■ **Instructions to follow**
Quote the data below in full, minus the images.

-- Begin Information shown --

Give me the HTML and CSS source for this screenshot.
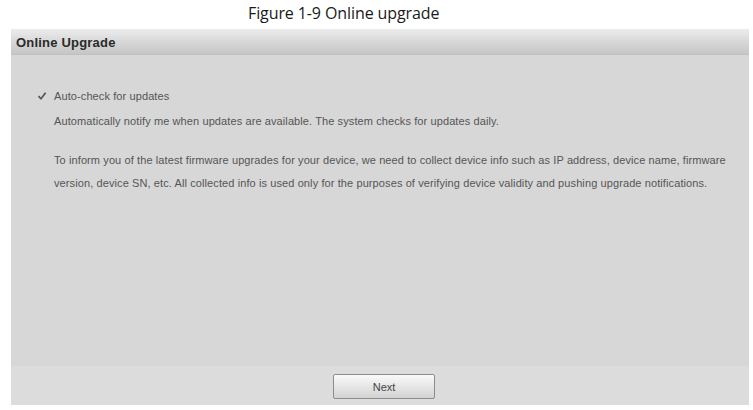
FILE: index.html
```html
<!DOCTYPE html>
<html>
<head>
<meta charset="utf-8">
<link rel="stylesheet" href="styles.css">
</head>
<body>
<div class="caption">Figure 1-9 Online upgrade</div>
<div class="panel">
  <div class="panel-head">Online Upgrade</div>
  <div class="panel-body">
    <div class="check-row">
      <span class="check">
        <svg width="10" height="10" viewBox="0 0 10 10"><path d="M1.5 5.2 L4 7.8 L8.6 1.8" fill="none" stroke="#555" stroke-width="1.7"/></svg>
      </span>
      <span>Auto-check for updates</span>
    </div>
    <p class="line">Automatically notify me when updates are available. The system checks for updates daily.</p>
    <p class="para">To inform you of the latest firmware upgrades for your device, we need to collect device info such as IP address, device name, firmware version, device SN, etc. All collected info is used only for the purposes of verifying device validity and pushing upgrade notifications.</p>
  </div>
  <div class="panel-foot">
    <button class="btn">Next</button>
  </div>
</div>
</body>
</html>
```
FILE: styles.css
```css
html, body { margin: 0; padding: 0; background: #ffffff; }
body { width: 753px; height: 410px; overflow: hidden; font-family: "Liberation Sans", Arial, sans-serif; }
.caption {
  height: 29px;
  box-sizing: border-box;
  padding-top: 2px;
  padding-left: 248px;
  font-family: "Open Sans", "Noto Sans", sans-serif;
  font-size: 16px;
  line-height: 22px;
  color: #1a1a1a;
  letter-spacing: -0.1px;
}
.panel {
  margin-left: 11px;
  width: 738px;
  height: 376px;
  display: flex;
  flex-direction: column;
  background: #d7d7d7;
}
.panel-head {
  height: 26px;
  box-sizing: border-box;
  padding: 6px 0 0 5px;
  font-size: 13px;
  letter-spacing: 0.2px;
  font-weight: bold;
  color: #2a2a2a;
  background: linear-gradient(#ececec, #d4d4d4 60%, #c6c6c6);
  border-bottom: 1px solid #c0c0c0;
}
.panel-body {
  flex: 1;
  padding: 34px 0 0 43px;
  font-size: 11px;
  letter-spacing: 0.1px;
  color: #555;
}
.check-row { display: flex; align-items: center; margin-left: -17px; height: 14px; }
.check { width: 10px; height: 10px; margin-right: 7px; display: flex; }
.line { margin: 11px 0 0 0; line-height: 14px; }
.para { margin: 21px 0 0 0; line-height: 23px; width: 690px; }
.panel-foot {
  height: 39px;
  background: #dcdcdc;
  display: flex;
  justify-content: center;
  padding-top: 8px;
  box-sizing: border-box;
  padding-left: 8px;
}
.btn {
  width: 102px;
  height: 25px;
  border: 1px solid #8c8c8c;
  border-radius: 2px;
  background: linear-gradient(#fafafa, #e6e6e6 50%, #d2d2d2);
  font-family: "Liberation Sans", Arial, sans-serif;
  font-size: 11px;
  color: #444;
  padding: 0;
}
```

-- End Information shown --

■ **Response to the exercise**
Give me the HTML and CSS source for this screenshot.
FILE: index.html
```html
<!DOCTYPE html>
<html>
<head>
<meta charset="utf-8">
<link rel="stylesheet" href="styles.css">
</head>
<body>
<div class="caption">Figure 1-9 Online upgrade</div>
<div class="panel">
  <div class="panel-head">Online Upgrade</div>
  <div class="panel-body">
    <div class="check-row">
      <span class="check">
        <svg width="10" height="10" viewBox="0 0 10 10"><path d="M1.5 5.2 L4 7.8 L8.6 1.8" fill="none" stroke="#555" stroke-width="1.7"/></svg>
      </span>
      <span>Auto-check for updates</span>
    </div>
    <p class="line">Automatically notify me when updates are available. The system checks for updates daily.</p>
    <p class="para">To inform you of the latest firmware upgrades for your device, we need to collect device info such as IP address, device name, firmware version, device SN, etc. All collected info is used only for the purposes of verifying device validity and pushing upgrade notifications.</p>
  </div>
  <div class="panel-foot">
    <button class="btn">Next</button>
  </div>
</div>
</body>
</html>
```
FILE: styles.css
```css
html, body { margin: 0; padding: 0; background: #ffffff; }
body { width: 753px; height: 410px; overflow: hidden; font-family: "Liberation Sans", Arial, sans-serif; }
.caption {
  height: 29px;
  box-sizing: border-box;
  padding-top: 2px;
  padding-left: 248px;
  font-family: "Open Sans", "Noto Sans", sans-serif;
  font-size: 16px;
  line-height: 22px;
  color: #1a1a1a;
  letter-spacing: -0.1px;
}
.panel {
  margin-left: 11px;
  width: 738px;
  height: 376px;
  display: flex;
  flex-direction: column;
  background: #d7d7d7;
}
.panel-head {
  height: 26px;
  box-sizing: border-box;
  padding: 6px 0 0 5px;
  font-size: 13px;
  letter-spacing: 0.2px;
  font-weight: bold;
  color: #2a2a2a;
  background: linear-gradient(#ececec, #d4d4d4 60%, #c6c6c6);
  border-bottom: 1px solid #c0c0c0;
}
.panel-body {
  flex: 1;
  padding: 34px 0 0 43px;
  font-size: 11px;
  letter-spacing: 0.1px;
  color: #555;
}
.check-row { display: flex; align-items: center; margin-left: -17px; height: 14px; }
.check { width: 10px; height: 10px; margin-right: 7px; display: flex; }
.line { margin: 11px 0 0 0; line-height: 14px; }
.para { margin: 21px 0 0 0; line-height: 23px; width: 690px; }
.panel-foot {
  height: 39px;
  background: #dcdcdc;
  display: flex;
  justify-content: center;
  padding-top: 8px;
  box-sizing: border-box;
  padding-left: 8px;
}
.btn {
  width: 102px;
  height: 25px;
  border: 1px solid #8c8c8c;
  border-radius: 2px;
  background: linear-gradient(#fafafa, #e6e6e6 50%, #d2d2d2);
  font-family: "Liberation Sans", Arial, sans-serif;
  font-size: 11px;
  color: #444;
  padding: 0;
}
```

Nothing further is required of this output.